= The task =
Your task is to tally the lines of the listing containing the word "styles" and report the figure alone.

= Information shown =
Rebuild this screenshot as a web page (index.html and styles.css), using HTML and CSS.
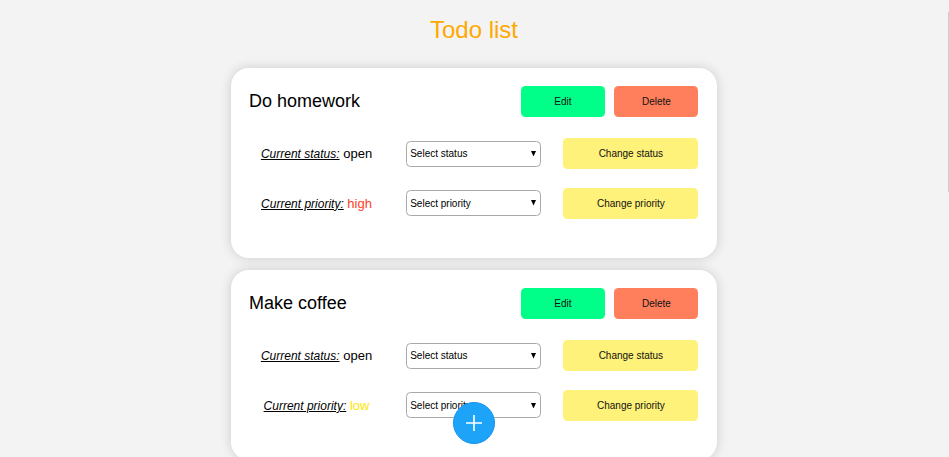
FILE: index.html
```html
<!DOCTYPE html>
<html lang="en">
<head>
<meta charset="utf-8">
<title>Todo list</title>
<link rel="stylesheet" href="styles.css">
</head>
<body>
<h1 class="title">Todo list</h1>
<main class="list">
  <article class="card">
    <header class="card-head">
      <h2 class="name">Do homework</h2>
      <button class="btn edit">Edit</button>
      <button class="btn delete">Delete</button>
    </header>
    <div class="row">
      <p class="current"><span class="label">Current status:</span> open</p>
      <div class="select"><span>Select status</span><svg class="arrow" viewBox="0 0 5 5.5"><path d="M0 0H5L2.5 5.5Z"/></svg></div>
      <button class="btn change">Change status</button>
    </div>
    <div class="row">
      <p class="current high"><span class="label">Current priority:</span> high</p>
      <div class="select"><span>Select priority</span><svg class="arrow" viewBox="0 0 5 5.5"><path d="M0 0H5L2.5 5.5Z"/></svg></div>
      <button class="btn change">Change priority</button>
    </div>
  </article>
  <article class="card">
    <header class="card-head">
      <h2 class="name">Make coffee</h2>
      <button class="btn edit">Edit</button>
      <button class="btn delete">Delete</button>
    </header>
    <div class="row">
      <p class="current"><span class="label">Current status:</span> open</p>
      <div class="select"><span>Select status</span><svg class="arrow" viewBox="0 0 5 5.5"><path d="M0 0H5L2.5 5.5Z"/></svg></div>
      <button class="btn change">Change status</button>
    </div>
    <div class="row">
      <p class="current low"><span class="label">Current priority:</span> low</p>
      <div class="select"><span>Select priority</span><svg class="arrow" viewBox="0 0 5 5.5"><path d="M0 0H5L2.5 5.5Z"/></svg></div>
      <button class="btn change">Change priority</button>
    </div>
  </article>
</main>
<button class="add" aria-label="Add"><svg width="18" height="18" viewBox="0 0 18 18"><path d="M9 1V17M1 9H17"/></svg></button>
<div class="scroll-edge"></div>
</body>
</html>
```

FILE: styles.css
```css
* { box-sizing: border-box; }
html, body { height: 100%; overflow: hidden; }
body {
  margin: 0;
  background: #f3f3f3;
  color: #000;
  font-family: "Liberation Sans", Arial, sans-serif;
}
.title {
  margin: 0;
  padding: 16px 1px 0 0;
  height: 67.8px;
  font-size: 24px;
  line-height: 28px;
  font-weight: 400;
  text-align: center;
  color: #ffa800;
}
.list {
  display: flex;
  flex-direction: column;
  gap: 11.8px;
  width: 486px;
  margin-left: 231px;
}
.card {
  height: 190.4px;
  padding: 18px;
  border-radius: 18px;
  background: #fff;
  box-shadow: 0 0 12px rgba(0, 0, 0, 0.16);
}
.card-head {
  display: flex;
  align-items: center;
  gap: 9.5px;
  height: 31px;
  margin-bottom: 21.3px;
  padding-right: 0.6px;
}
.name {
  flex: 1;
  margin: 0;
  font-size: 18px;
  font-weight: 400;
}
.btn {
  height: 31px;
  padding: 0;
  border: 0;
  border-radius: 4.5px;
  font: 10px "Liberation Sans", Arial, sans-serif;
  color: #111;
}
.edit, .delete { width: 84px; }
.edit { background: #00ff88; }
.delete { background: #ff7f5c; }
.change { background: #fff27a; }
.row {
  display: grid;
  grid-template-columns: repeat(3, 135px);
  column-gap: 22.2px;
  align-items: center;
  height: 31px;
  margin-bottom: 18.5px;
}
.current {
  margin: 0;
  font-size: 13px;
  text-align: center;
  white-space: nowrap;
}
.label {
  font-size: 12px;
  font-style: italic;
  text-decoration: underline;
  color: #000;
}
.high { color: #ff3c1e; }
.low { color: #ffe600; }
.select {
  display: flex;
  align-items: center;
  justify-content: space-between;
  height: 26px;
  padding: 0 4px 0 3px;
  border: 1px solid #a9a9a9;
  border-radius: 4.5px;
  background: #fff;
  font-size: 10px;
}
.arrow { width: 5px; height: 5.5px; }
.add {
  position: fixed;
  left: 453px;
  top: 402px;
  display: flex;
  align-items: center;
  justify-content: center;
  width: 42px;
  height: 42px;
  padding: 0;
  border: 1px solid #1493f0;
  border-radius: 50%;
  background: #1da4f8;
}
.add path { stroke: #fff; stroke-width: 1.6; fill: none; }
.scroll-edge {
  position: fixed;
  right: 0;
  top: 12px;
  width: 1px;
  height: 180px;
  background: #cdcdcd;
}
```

= Full answer =
3